[Interface markup and scripts]
----
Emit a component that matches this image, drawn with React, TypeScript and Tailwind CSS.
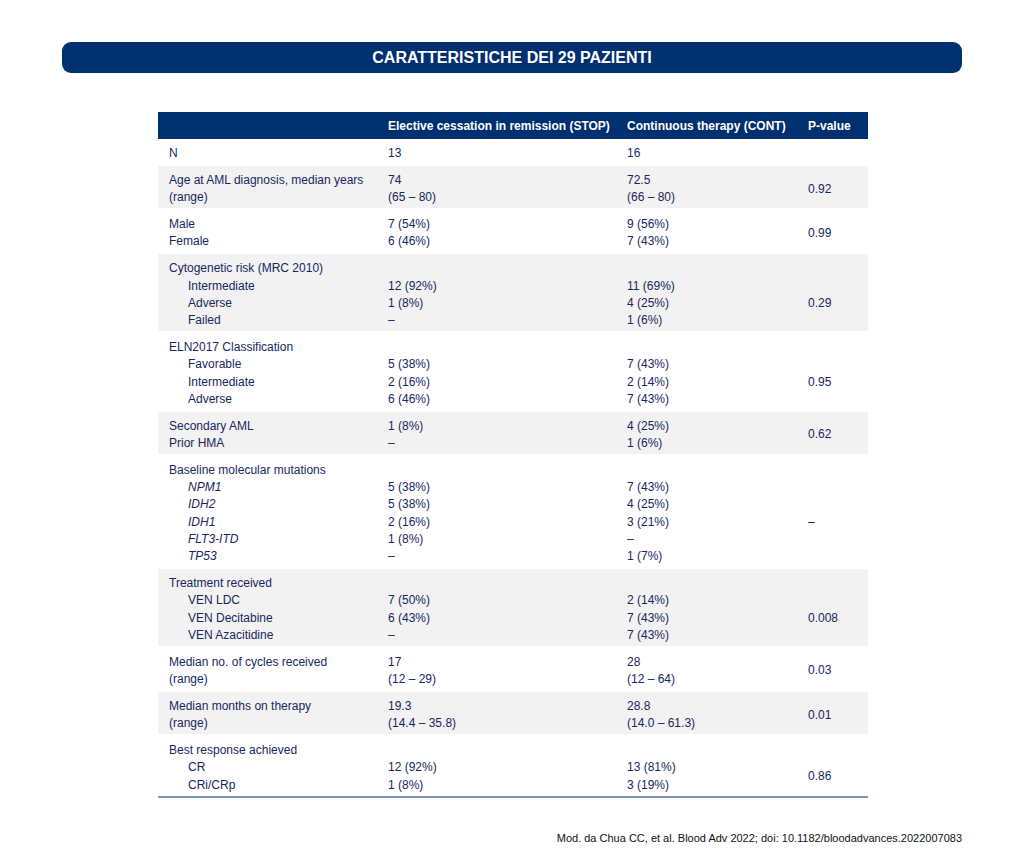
import React from "react"

type Line = { t: string; sub?: boolean; it?: boolean }

type Row = {
  label: Line[]
  stop: string[]
  cont: string[]
  p: string
  gray?: boolean
}

const rows: Row[] = [
  { label: [{ t: "N" }], stop: ["13"], cont: ["16"], p: "" },
  {
    label: [{ t: "Age at AML diagnosis, median years" }, { t: "(range)" }],
    stop: ["74", "(65 – 80)"],
    cont: ["72.5", "(66 – 80)"],
    p: "0.92",
    gray: true,
  },
  {
    label: [{ t: "Male" }, { t: "Female" }],
    stop: ["7 (54%)", "6 (46%)"],
    cont: ["9 (56%)", "7 (43%)"],
    p: "0.99",
  },
  {
    label: [
      { t: "Cytogenetic risk (MRC 2010)" },
      { t: "Intermediate", sub: true },
      { t: "Adverse", sub: true },
      { t: "Failed", sub: true },
    ],
    stop: ["", "12 (92%)", "1 (8%)", "–"],
    cont: ["", "11 (69%)", "4 (25%)", "1 (6%)"],
    p: "0.29",
    gray: true,
  },
  {
    label: [
      { t: "ELN2017 Classification" },
      { t: "Favorable", sub: true },
      { t: "Intermediate", sub: true },
      { t: "Adverse", sub: true },
    ],
    stop: ["", "5 (38%)", "2 (16%)", "6 (46%)"],
    cont: ["", "7 (43%)", "2 (14%)", "7 (43%)"],
    p: "0.95",
  },
  {
    label: [{ t: "Secondary AML" }, { t: "Prior HMA" }],
    stop: ["1 (8%)", "–"],
    cont: ["4 (25%)", "1 (6%)"],
    p: "0.62",
    gray: true,
  },
  {
    label: [
      { t: "Baseline molecular mutations" },
      { t: "NPM1", sub: true, it: true },
      { t: "IDH2", sub: true, it: true },
      { t: "IDH1", sub: true, it: true },
      { t: "FLT3-ITD", sub: true, it: true },
      { t: "TP53", sub: true, it: true },
    ],
    stop: ["", "5 (38%)", "5 (38%)", "2 (16%)", "1 (8%)", "–"],
    cont: ["", "7 (43%)", "4 (25%)", "3 (21%)", "–", "1 (7%)"],
    p: "–",
  },
  {
    label: [
      { t: "Treatment received" },
      { t: "VEN LDC", sub: true },
      { t: "VEN Decitabine", sub: true },
      { t: "VEN Azacitidine", sub: true },
    ],
    stop: ["", "7 (50%)", "6 (43%)", "–"],
    cont: ["", "2 (14%)", "7 (43%)", "7 (43%)"],
    p: "0.008",
    gray: true,
  },
  {
    label: [{ t: "Median no. of cycles received" }, { t: "(range)" }],
    stop: ["17", "(12 – 29)"],
    cont: ["28", "(12 – 64)"],
    p: "0.03",
  },
  {
    label: [{ t: "Median months on therapy" }, { t: "(range)" }],
    stop: ["19.3", "(14.4 – 35.8)"],
    cont: ["28.8", "(14.0 – 61.3)"],
    p: "0.01",
    gray: true,
  },
  {
    label: [
      { t: "Best response achieved" },
      { t: "CR", sub: true },
      { t: "CRi/CRp", sub: true },
    ],
    stop: ["", "12 (92%)", "1 (8%)"],
    cont: ["", "13 (81%)", "3 (19%)"],
    p: "0.86",
  },
]

function Lines({ items }: { items: string[] }) {
  return (
    <>
      {items.map((s, i) => (
        <div key={i}>{s === "" ? "\u00a0" : s}</div>
      ))}
    </>
  )
}

export default function App() {
  return (
    <div className="min-h-[860px] bg-white font-['Liberation_Sans',Arial,sans-serif] pt-[42px]">
      {/* title */}
      <div className="mx-auto w-[900px] h-[31px] rounded-[9px] bg-[#00306f] flex items-center justify-center">
        <h1 className="text-white font-bold text-[16px] leading-none">CARATTERISTICHE DEI 29 PAZIENTI</h1>
      </div>

      <table className="ml-[158px] mt-[39px] w-[710px] border-separate border-spacing-0 text-[12px] leading-[17.25px] text-[#16275f] table-fixed">
        <colgroup>
          <col className="w-[219px]" />
          <col className="w-[239px]" />
          <col className="w-[181px]" />
          <col className="w-[71px]" />
        </colgroup>
        <thead>
          <tr className="bg-[#00306f] text-white font-bold text-left">
            <th className="h-[27px] pl-[11px] pt-[2px] font-bold"></th>
            <th className="h-[27px] pl-[11px] pt-[2px] font-bold whitespace-nowrap">Elective cessation in remission (STOP)</th>
            <th className="h-[27px] pl-[11px] pt-[2px] font-bold whitespace-nowrap">Continuous therapy (CONT)</th>
            <th className="h-[27px] pl-[11px] pt-[2px] font-bold">P-value</th>
          </tr>
        </thead>
        <tbody>
          {rows.map((r, i) => {
            const last = i === rows.length - 1
            const border = last ? "border-[#7f96ba]" : "border-white"
            const cell = `pl-[11px] pt-[6px] pb-[1.7px] align-top border-b-2 ${border}`
            // rows with a heading line centre the p-value on the sub-lines only
            const hasHead = r.stop[0] === ""
            return (
              <tr key={i} className={r.gray ? "bg-[#f2f2f2]" : "bg-white"}>
                <td className={cell}>
                  {r.label.map((l, j) => (
                    <div key={j} className={`${l.sub ? "pl-[19px]" : ""} ${l.it ? "italic" : ""}`}>
                      {l.t}
                    </div>
                  ))}
                </td>
                <td className={cell}>
                  <Lines items={r.stop} />
                </td>
                <td className={cell}>
                  <Lines items={r.cont} />
                </td>
                <td
                  className={`pl-[11px] pb-[1.7px] align-middle border-b-2 ${border} ${
                    hasHead ? "pt-[23.25px]" : "pt-[6px]"
                  }`}
                >
                  {r.p}
                </td>
              </tr>
            )
          })}
        </tbody>
      </table>

      <div className="mx-auto w-[900px] mt-[34px] text-right text-[11px] leading-[13px] text-[#111]">
        Mod. da Chua CC, et al. Blood Adv 2022; doi: 10.1182/bloodadvances.2022007083
      </div>
    </div>
  )
}
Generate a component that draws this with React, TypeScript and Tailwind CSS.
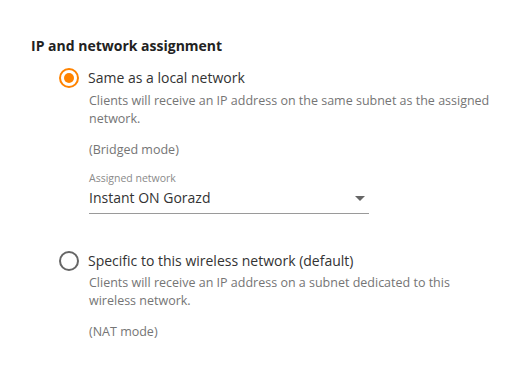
----
| INSTRUCTIONS FOR THE TASK |
Copy every line of the listing where the word "TypeScript" appears.

| CORRECT ANSWER |
Emit a component that matches this image, drawn with React, TypeScript and Tailwind CSS.
Generate a component that draws this with React, TypeScript and Tailwind CSS.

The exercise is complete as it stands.